SAG and AFTRA share 44,000 members, and SAG is looking to those members to vote against the AFTRA contract. Results are expected to be announced on or about July 7.
SAG’s vote comes after president Alan Rosenberg and national executive director Doug Allen sent AFTRA a letter Thursday asking it to delay the member ratification vote. AFTRA refused.
“It has become clear over recent days of bargaining that the prospect of an immediate ratification vote on the proposed AFTRA Exhibit A contract is distracting the industry from seriously engaging on SAG’s proposals and has the unfortunate prospect of interfering with SAG’s ability to exercise its leverage for the benefit of all actors, members of either or both of our unions,” the letter stated.
In response, AFTRA president Roberta Reardon and national executive director Kim Roberts Hedgpeth told SAG “in our view, delaying this process would not be in the best interest of our members. Nor do we believe there is anything about AFTRA’s ratification process that would ‘distract’ either SAG or the industry from good faith negotiations or in any way be ‘interfering’ with the guild’s negotiations with the AMPTP.”
Sources say AFTRA board members were furious over SAG’s letter, calling it “blackmail.” They are also angry about their sister actor union’s push to get members to vote down the AFTRA contract.
Sources close to SAG said the vote over the fight against AFTRA was divided between the West Coast members who are part of the “Membership First” faction, which received the majority, and East Coast members.
Said one member who attended the meeting: “Basically, it was all the Membership First people rabidly embracing this idea and the others opposing it, as predicted.”
Asked about the campaign to sway AFTRA voters, Allen said: “We will be communicating the results of (our) analysis to our membership and will be educating SAG members about the impact of the AFTRA deal on our negotiations and on our effort to secure the best possible contract for actors.”
SAG plans to hold a “solidarity rally” on Monday morning at its Wilshire Boulevard headquarters in Los Angeles. Susan Savage, a SAG board member and member of Membership First, has described it as an anti-AFTRA contract rally.
In an e-mail on Thursday, Savage encouraged members to vote down the AFTRA contract and also inferred that Tom Hanks and George Clooney had phoned Rosenberg to tell them that they supported SAG’s position.
Hanks and Clooney denied the claim. A SAG spokesperson said Savage has since apologized for not being clear in her message, noting that Savage meant to say that Hanks and Clooney are in support of SAG’s overall negotiations, not the anti-AFTRA contract initiative.
For 27 years, SAG and AFTRA had jointly negotiated the primetime/TV portion of their performers contract. But AFTRA voted to suspend the agreement and bargain on its own after more than a year of locking horns with SAG leaders over various issues.

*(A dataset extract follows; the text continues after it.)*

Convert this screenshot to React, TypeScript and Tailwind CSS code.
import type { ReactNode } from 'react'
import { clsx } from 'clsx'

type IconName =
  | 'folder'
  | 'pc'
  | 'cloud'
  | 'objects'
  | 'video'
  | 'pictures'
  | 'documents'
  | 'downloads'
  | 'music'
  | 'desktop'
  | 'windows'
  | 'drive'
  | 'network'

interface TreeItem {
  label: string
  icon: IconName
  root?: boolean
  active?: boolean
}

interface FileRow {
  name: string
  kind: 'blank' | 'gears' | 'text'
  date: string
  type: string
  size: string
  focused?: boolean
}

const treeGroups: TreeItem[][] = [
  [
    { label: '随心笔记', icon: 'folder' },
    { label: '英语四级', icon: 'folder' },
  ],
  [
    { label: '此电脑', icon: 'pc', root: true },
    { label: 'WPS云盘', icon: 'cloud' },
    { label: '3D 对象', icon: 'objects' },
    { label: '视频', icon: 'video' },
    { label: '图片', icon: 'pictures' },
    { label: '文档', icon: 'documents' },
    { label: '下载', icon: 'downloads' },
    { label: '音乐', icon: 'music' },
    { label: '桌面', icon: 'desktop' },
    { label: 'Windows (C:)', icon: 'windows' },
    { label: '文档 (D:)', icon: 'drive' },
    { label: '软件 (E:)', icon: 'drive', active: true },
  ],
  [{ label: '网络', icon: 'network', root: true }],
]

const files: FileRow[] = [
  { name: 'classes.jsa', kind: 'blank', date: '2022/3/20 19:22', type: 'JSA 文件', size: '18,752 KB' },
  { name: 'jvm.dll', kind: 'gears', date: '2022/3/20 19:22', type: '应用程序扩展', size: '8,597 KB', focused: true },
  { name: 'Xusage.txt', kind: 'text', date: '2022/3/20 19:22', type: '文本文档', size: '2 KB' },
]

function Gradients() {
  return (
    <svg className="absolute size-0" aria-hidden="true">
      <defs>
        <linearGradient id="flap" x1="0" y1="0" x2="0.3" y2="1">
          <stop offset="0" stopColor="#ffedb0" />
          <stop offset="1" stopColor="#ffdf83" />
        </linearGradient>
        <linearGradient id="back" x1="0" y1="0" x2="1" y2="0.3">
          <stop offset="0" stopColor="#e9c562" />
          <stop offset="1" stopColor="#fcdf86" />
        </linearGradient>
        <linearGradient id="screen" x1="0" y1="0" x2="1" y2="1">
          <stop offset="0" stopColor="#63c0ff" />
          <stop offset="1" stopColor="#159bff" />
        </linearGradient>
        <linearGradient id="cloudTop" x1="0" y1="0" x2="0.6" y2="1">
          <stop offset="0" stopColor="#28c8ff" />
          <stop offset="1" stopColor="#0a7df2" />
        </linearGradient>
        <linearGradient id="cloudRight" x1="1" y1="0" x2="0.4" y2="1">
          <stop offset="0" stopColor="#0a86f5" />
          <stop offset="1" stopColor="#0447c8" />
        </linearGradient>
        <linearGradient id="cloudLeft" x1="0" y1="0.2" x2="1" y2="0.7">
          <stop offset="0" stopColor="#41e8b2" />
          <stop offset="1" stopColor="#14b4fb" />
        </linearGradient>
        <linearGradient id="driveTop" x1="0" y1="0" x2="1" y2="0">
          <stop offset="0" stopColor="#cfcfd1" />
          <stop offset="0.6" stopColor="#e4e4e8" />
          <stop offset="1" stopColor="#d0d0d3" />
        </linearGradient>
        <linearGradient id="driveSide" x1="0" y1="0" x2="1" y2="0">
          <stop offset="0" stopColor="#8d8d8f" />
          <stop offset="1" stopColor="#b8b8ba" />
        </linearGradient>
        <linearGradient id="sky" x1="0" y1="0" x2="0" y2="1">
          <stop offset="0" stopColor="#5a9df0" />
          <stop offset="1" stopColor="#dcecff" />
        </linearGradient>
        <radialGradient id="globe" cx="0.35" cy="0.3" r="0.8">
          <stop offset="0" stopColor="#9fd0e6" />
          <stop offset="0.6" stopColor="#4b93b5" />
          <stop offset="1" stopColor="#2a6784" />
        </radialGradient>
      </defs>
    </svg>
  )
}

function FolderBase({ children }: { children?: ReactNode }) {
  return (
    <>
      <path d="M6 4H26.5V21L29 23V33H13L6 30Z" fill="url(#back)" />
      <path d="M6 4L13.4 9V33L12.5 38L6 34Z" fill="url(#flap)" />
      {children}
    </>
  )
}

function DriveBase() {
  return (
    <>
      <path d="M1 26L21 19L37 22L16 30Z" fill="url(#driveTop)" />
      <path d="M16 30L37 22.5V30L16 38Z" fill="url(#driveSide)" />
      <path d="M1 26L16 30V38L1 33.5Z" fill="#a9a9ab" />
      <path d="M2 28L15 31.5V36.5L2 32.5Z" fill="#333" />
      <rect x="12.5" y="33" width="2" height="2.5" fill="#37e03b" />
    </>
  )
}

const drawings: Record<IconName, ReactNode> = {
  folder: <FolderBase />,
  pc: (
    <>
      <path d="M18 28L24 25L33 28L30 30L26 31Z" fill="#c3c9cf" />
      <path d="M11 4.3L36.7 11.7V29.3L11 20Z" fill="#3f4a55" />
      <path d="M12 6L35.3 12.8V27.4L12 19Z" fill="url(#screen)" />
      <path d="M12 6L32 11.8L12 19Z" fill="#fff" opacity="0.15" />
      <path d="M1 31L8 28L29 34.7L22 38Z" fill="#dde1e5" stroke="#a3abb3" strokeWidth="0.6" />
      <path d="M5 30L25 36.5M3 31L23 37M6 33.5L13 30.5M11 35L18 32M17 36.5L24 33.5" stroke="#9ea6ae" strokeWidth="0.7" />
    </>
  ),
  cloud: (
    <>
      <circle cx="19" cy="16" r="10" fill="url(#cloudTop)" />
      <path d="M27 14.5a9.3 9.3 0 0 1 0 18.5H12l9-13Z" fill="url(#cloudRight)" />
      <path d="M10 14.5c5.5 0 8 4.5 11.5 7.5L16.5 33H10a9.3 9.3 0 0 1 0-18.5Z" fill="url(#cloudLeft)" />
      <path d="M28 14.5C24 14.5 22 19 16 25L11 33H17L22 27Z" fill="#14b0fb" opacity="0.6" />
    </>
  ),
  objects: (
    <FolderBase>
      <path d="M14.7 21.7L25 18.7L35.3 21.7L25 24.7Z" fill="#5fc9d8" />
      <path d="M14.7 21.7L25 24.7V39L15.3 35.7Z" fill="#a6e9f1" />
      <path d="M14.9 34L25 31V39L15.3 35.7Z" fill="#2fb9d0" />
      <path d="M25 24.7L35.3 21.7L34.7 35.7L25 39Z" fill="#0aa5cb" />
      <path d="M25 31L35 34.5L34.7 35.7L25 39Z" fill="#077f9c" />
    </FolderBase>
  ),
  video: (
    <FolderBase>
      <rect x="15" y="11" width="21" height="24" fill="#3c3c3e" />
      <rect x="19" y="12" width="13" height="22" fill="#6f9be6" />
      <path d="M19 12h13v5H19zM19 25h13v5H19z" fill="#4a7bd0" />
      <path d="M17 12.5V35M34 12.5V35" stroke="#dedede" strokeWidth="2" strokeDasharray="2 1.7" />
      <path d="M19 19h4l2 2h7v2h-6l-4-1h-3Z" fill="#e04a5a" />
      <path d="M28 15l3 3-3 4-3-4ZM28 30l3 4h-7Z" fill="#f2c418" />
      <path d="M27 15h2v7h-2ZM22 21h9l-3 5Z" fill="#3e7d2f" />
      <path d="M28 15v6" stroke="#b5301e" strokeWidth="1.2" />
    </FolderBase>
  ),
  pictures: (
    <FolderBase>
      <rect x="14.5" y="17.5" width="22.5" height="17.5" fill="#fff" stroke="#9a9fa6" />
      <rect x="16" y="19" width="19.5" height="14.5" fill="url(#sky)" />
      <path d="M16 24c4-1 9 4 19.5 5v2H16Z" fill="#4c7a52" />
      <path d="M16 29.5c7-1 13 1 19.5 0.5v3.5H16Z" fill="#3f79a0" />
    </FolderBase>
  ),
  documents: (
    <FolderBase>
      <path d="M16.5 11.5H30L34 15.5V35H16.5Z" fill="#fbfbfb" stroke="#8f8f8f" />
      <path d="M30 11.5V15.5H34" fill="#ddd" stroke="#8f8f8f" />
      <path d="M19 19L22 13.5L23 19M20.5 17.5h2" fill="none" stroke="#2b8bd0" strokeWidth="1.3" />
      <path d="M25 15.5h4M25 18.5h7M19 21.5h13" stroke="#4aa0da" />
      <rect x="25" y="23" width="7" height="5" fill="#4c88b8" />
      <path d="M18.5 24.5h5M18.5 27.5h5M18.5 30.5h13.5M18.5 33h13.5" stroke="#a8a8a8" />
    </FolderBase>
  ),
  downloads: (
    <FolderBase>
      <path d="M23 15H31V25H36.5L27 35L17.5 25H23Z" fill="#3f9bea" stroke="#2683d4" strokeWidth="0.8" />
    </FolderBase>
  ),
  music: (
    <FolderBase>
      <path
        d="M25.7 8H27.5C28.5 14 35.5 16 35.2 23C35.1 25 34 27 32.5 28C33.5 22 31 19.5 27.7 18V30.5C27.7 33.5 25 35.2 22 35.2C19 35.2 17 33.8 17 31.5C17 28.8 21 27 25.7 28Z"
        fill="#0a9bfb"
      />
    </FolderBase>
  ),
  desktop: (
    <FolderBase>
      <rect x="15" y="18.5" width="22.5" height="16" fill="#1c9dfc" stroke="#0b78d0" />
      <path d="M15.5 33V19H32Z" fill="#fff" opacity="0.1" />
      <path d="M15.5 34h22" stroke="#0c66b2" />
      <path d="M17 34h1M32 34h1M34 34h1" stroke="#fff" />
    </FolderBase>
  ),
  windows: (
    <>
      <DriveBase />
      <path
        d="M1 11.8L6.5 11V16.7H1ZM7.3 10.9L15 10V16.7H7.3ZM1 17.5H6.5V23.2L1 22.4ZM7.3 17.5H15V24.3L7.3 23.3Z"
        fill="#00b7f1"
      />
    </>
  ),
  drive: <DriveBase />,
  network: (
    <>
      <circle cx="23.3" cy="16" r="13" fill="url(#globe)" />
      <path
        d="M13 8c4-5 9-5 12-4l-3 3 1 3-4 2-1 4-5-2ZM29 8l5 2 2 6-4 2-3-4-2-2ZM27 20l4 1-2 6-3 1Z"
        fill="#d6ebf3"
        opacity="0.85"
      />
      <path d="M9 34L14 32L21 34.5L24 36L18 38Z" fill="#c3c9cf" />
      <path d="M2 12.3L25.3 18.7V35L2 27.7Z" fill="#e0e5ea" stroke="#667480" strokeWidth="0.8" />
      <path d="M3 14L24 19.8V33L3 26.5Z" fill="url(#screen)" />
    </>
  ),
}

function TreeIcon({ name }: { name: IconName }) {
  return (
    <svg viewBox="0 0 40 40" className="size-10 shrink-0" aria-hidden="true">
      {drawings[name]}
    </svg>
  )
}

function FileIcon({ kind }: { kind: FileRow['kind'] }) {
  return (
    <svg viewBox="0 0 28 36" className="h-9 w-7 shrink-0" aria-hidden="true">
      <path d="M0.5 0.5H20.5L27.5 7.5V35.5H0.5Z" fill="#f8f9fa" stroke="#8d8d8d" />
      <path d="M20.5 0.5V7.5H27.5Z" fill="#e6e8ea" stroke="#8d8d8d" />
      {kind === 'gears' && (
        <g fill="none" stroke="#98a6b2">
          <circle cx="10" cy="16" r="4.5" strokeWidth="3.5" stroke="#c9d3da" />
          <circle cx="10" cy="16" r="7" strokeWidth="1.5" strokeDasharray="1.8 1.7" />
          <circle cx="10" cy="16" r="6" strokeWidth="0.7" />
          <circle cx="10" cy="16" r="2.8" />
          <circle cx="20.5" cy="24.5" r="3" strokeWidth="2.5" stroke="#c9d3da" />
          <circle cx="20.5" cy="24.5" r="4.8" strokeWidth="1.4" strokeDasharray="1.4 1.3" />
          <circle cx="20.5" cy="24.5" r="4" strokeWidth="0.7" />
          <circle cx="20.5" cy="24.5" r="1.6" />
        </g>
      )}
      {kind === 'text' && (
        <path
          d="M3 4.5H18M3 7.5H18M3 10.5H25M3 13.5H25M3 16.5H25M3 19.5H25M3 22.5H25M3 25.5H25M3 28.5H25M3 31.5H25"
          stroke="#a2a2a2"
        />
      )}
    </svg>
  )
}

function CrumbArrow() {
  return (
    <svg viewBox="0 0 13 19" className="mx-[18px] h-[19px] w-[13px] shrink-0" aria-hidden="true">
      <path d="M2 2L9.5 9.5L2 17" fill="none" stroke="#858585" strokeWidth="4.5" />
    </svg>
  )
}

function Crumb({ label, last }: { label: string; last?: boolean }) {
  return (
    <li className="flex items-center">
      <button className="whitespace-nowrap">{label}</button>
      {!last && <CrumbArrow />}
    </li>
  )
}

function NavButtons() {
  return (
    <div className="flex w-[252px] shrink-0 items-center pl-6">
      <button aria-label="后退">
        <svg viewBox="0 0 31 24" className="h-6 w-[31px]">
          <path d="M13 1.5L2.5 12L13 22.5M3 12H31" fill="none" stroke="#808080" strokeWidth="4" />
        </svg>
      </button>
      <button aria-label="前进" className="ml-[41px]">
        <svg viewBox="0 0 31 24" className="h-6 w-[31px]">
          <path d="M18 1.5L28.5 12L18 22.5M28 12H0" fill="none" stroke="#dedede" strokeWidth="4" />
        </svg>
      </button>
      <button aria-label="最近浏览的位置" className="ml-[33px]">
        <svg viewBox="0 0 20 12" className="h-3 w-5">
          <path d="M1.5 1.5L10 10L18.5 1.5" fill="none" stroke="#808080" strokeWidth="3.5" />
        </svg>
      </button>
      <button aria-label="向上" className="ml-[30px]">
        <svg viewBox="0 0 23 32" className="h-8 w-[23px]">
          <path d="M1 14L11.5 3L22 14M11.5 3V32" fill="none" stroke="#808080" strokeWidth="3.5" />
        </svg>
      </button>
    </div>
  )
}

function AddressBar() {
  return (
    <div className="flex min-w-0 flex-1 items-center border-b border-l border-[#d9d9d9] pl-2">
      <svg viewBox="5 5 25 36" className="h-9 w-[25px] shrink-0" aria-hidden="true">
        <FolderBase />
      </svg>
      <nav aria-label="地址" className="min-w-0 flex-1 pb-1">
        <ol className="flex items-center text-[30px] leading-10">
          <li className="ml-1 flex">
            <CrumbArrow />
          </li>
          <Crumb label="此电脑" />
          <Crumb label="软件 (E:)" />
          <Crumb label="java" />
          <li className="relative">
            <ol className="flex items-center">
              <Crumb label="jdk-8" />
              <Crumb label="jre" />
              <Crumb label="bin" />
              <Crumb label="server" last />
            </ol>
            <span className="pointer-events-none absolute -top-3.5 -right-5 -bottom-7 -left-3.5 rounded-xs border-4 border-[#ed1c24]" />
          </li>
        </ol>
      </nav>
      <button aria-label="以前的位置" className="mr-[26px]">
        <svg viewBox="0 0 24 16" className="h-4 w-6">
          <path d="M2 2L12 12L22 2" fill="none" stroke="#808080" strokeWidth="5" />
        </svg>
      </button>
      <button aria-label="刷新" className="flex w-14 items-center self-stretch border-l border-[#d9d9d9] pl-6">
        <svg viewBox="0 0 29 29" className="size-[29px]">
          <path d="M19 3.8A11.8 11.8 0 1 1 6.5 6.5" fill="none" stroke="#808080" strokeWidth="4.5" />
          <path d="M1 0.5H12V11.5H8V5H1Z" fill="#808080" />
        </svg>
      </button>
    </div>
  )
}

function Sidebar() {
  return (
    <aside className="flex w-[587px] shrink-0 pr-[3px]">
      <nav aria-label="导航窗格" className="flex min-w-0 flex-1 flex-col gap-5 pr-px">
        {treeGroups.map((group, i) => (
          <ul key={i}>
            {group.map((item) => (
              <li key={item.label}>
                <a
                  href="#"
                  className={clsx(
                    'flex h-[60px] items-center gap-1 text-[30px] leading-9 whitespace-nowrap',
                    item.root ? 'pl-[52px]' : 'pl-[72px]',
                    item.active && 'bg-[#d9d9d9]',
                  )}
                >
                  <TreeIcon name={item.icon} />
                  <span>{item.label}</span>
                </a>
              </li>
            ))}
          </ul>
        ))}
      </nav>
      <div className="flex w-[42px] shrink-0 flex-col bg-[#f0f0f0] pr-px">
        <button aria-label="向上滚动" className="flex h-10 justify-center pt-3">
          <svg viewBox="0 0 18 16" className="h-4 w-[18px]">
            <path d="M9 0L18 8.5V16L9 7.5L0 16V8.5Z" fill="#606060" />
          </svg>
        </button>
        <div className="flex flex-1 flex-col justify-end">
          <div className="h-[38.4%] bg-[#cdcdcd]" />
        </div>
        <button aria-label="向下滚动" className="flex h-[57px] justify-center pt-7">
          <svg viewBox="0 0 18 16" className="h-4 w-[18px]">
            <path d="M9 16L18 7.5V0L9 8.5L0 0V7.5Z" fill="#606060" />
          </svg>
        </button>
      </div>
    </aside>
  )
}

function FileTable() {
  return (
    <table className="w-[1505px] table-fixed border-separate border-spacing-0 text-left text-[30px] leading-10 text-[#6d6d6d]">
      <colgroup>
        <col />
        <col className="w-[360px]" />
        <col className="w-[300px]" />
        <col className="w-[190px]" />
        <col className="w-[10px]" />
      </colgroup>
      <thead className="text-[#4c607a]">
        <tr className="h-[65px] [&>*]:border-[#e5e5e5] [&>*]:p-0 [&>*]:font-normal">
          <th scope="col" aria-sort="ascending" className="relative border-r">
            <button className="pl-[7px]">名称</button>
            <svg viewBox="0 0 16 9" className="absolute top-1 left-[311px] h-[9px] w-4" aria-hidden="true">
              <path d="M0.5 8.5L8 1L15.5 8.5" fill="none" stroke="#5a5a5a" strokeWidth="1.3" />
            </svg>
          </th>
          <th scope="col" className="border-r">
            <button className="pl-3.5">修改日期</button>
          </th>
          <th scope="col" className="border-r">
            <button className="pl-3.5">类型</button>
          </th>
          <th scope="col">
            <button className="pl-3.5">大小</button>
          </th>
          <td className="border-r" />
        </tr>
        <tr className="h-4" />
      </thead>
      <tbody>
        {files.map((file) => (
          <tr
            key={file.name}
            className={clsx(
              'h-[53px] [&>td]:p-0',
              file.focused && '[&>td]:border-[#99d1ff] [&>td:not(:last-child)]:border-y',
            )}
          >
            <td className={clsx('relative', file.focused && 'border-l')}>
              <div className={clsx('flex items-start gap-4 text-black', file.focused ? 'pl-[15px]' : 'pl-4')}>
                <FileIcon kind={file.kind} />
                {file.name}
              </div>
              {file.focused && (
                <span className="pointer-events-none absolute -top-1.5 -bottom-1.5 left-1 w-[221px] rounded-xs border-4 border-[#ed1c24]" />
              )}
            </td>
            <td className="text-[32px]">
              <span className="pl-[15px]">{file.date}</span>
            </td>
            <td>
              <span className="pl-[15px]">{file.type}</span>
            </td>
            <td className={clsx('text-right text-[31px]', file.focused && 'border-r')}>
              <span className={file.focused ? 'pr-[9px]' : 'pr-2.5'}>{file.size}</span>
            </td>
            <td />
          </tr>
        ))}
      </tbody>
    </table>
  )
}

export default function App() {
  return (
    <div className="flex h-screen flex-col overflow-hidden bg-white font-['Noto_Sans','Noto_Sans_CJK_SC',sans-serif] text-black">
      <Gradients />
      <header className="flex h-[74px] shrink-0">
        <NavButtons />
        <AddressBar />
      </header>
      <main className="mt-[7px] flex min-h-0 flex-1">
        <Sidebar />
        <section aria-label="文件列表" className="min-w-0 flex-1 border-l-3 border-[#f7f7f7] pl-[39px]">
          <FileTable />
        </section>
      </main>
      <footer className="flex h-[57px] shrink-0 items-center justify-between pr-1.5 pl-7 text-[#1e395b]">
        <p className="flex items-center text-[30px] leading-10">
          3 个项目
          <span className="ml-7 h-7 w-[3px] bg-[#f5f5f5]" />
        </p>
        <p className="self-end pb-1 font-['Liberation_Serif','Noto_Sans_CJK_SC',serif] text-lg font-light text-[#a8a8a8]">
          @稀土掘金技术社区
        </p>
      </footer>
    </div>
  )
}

AFTRA reached its tentative deal on May 28. SAG is in negotiations with the AMPTP; its deal expires June 30.
AFTRA’s agreement includes a bump in actor rates over three years, jurisdiction over new media and retaining, for now, consent over the use of clips in new media for nonpromotional use.
In an open letter Friday to members, AFTRA negotiating committee member David Basche wrote the union “won a great contract,” including a 10% increase in minimums over the contract term that was “far greater than the AMPTP wanted to agree to and were achieved only because we did not back down and stayed focused, calm and strong on the members’ behalf.”
“I think it’s damn good, more than expected,” he wrote, “and some of these increases are the first in almost a decade: Hard won and well deserved.”